Gesù risponde con un proverbio che segna la condizione per seguirlo: riconoscersi malati, peccatori.


Alcuni spunti per cercare il “senso spirituale”

Essere credenti significa essere gente in cammino in ricerca. I discepoli di Gesù non si sentono mai “i giusti”, quelli a posto, quelli che hanno capito. Al contrario essi si sentono peccatori, mancanti, e questa è proprio la condizione che li porta a lasciarsi coinvolgere nel cammino di Gesù. Sentirsi peccatori, un po’ malati non significa fare il piagnisteo, o sentirsi sempre addosso un po’ di condanna. Non significa vivere di sensi di colpa, da eterni “sbagliati”, che si gratificano di penitenze o di autocommiserazioni. Riconoscersi peccatori significa anzitutto essere realisti, riconoscere che non siamo padroni della vita, degli altri, del mondo, che abbiamo bisogno di essere liberati da sentimenti cattivi, da lacune, mancanze che ci “ammalano” perché ci avvicinano alla morte più che alla vita.

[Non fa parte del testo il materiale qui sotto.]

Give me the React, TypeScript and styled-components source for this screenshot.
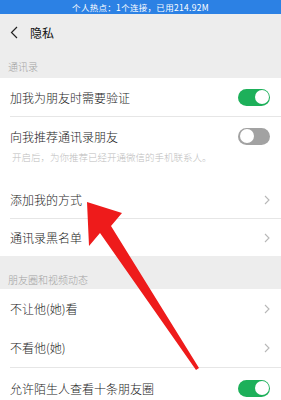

Nel nostro cuore è sempre in agguato la tentazione di erigere un muro, da una parte i buoni, dall’altra i cattivi. Da un lato gli amici, coloro dei quali ci interessiamo, dall’altro i nemici e coloro che ci sono indifferenti. Gesù è venuto ad abbattere questo muro, anche dentro il nostro cuore. Il Maestro ci insegna che giudicare non è una nostra priorità, anzi, non ci è proprio possibile: quando lo facciamo, sbagliamo. Piuttosto siamo chiamati a coinvolgerci e coinvolgere gli altri nel grande movimento di Gesù, nel suo cammino di salvezza, lasciando agli altri la stessa libertà che lui lascia a noi.

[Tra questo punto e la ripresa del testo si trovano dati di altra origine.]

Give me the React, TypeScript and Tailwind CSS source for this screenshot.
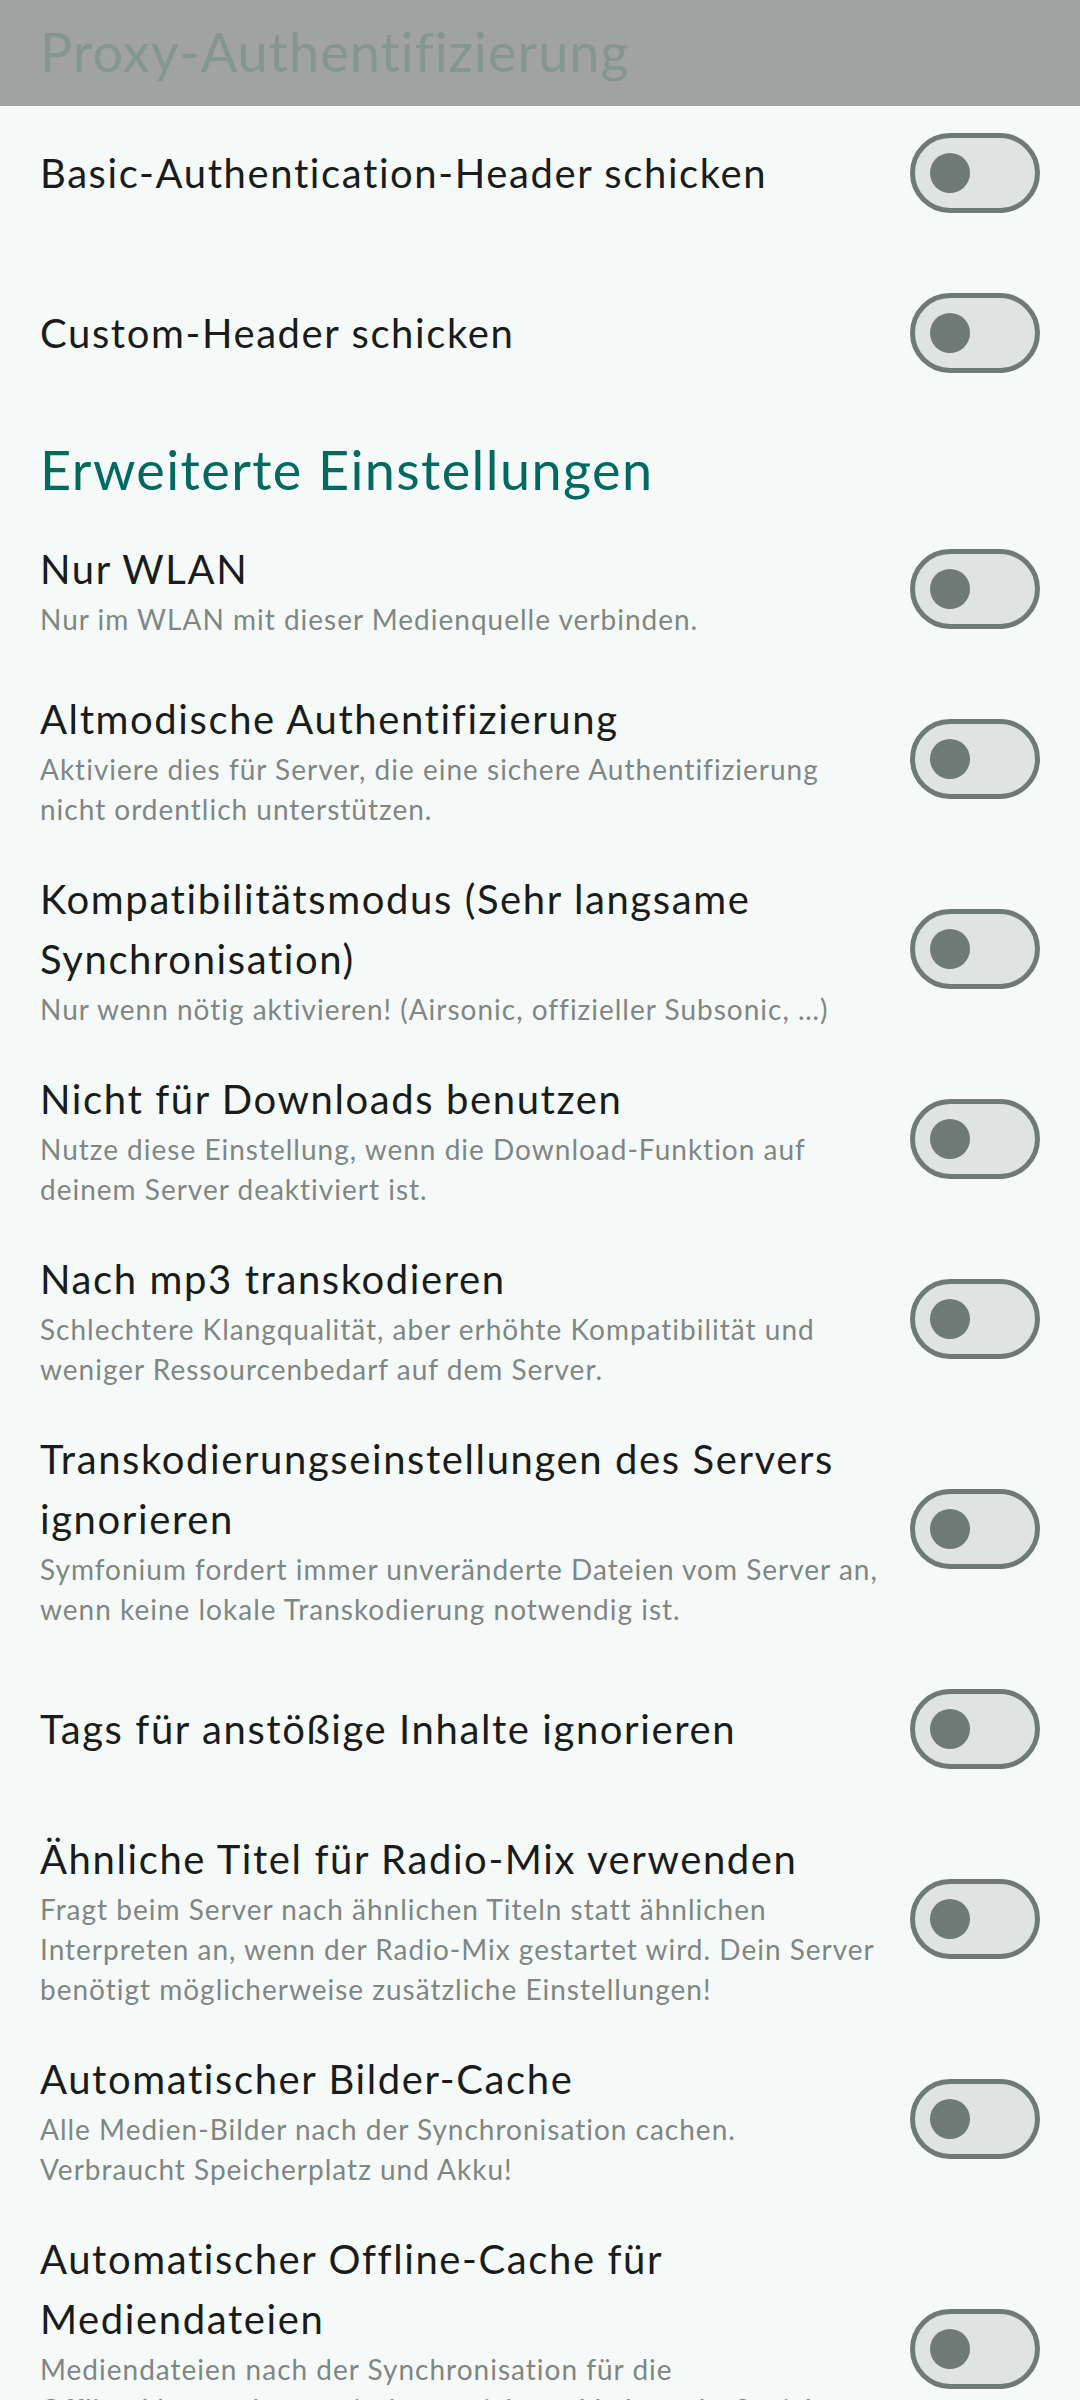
import React from "react";

type Row = { title: string[]; sub?: string[] };

const rows: Row[] = [
  { title: ["Nur WLAN"], sub: ["Nur im WLAN mit dieser Medienquelle verbinden."] },
  {
    title: ["Altmodische Authentifizierung"],
    sub: ["Aktiviere dies für Server, die eine sichere Authentifizierung", "nicht ordentlich unterstützen."],
  },
  {
    title: ["Kompatibilitätsmodus (Sehr langsame", "Synchronisation)"],
    sub: ["Nur wenn nötig aktivieren! (Airsonic, offizieller Subsonic, …)"],
  },
  {
    title: ["Nicht für Downloads benutzen"],
    sub: ["Nutze diese Einstellung, wenn die Download-Funktion auf", "deinem Server deaktiviert ist."],
  },
  {
    title: ["Nach mp3 transkodieren"],
    sub: ["Schlechtere Klangqualität, aber erhöhte Kompatibilität und", "weniger Ressourcenbedarf auf dem Server."],
  },
  {
    title: ["Transkodierungseinstellungen des Servers", "ignorieren"],
    sub: ["Symfonium fordert immer unveränderte Dateien vom Server an,", "wenn keine lokale Transkodierung notwendig ist."],
  },
  { title: ["Tags für anstößige Inhalte ignorieren"] },
  {
    title: ["Ähnliche Titel für Radio-Mix verwenden"],
    sub: [
      "Fragt beim Server nach ähnlichen Titeln statt ähnlichen",
      "Interpreten an, wenn der Radio-Mix gestartet wird. Dein Server",
      "benötigt möglicherweise zusätzliche Einstellungen!",
    ],
  },
  {
    title: ["Automatischer Bilder-Cache"],
    sub: ["Alle Medien-Bilder nach der Synchronisation cachen.", "Verbraucht Speicherplatz und Akku!"],
  },
  {
    title: ["Automatischer Offline-Cache für", "Mediendateien"],
    sub: [
      "Mediendateien nach der Synchronisation für die",
      "Offline-Verwendung zwischenspeichern. Verbraucht Speicher",
      "und Akku!",
    ],
  },
];

const font = { fontFamily: "Lato, 'Noto Sans', sans-serif" };

function Toggle() {
  return (
    <div className="shrink-0 w-[130px] h-[80px] rounded-full border-[5px] border-[#6f7976] bg-[#dfe3e1] flex items-center pl-[15px]">
      <div className="w-[40px] h-[40px] rounded-full bg-[#6f7976]" />
    </div>
  );
}

function PrefRow({ row }: { row: Row }) {
  return (
    <div className="flex items-center min-h-[160px] py-[20px] pl-[40px] pr-[40px]">
      <div className="flex-1 flex flex-col">
        {row.title.map((t, i) => (
          <div key={i} className="text-[40px] leading-[60px] text-[#191c1b] whitespace-nowrap tracking-[1.6px]">
            {t}
          </div>
        ))}
        {row.sub?.map((t, i) => (
          <div key={i} className="text-[28px] leading-[40px] text-[#808684] whitespace-nowrap tracking-[1px]">
            {t}
          </div>
        ))}
      </div>
      <Toggle />
    </div>
  );
}

export default function App() {
  return (
    <div className="w-[1080px] h-[2400px] overflow-hidden bg-[#f5faf8]" style={font}>
      <div className="h-[106px] bg-[#a0a3a1] pl-[40px] pt-[20px] overflow-hidden">
        <div className="text-[54px] leading-[64px] text-[#85968f] whitespace-nowrap tracking-[1px]">
          Proxy-Authentifizierung
        </div>
      </div>
      <div className="flex items-center h-[147px] pb-[13px] pl-[40px] pr-[40px]">
        <div className="flex-1 text-[40px] leading-[60px] text-[#191c1b] tracking-[1.6px] whitespace-nowrap">
          Basic-Authentication-Header schicken
        </div>
        <Toggle />
      </div>
      <div className="flex items-center h-[160px] pl-[40px] pr-[40px]">
        <div className="flex-1 text-[40px] leading-[60px] text-[#191c1b] tracking-[1.6px] whitespace-nowrap">
          Custom-Header schicken
        </div>
        <Toggle />
      </div>
      <div className="h-[96px] pl-[40px] pt-[25px]">
        <div className="text-[54px] leading-[64px] text-[#006a60] whitespace-nowrap tracking-[1.4px]">
          Erweiterte Einstellungen
        </div>
      </div>
      {rows.map((r, i) => (
        <PrefRow key={i} row={r} />
      ))}
    </div>
  );
}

Come Levi anche noi abbiamo una storia, delle radici, a volte sane, a volte malate. Siamo anche noi “figli di…” e i nostri genitori hanno lasciato in noi segni positivi e ferite, forza e debolezza, sicurezze e insicurezze, aperture e chiusure… e abbiamo alle spalle un passato, fatto di cose buone e di errori, di successi e insuccessi, che a volte può farci sentire paralizzati, “tarlati”. La Parola di Dio ci raggiunge proprio lì, dentro la nostra storia. Quel “seguimi” risuona nella nostra vita senza che possiamo giustificarci dicendo “non sono capace”, “non sono all’altezza”, “non ho le forze”, “ormai la mia vita ha preso questa piega”…

il giudizio e la “separazione con muro” è una delle tentazioni che dobbiamo fuggire. Così come dobbiamo cercare di rompere la crosta di immobilismo che a volte avvolge la nostra vita e la nostra fede.

Riconoscere i nostri peccati, non è ostacolo ma condizione per incontrare Gesù. I sani (coloro che si credono tali) non hanno bisogno di lui.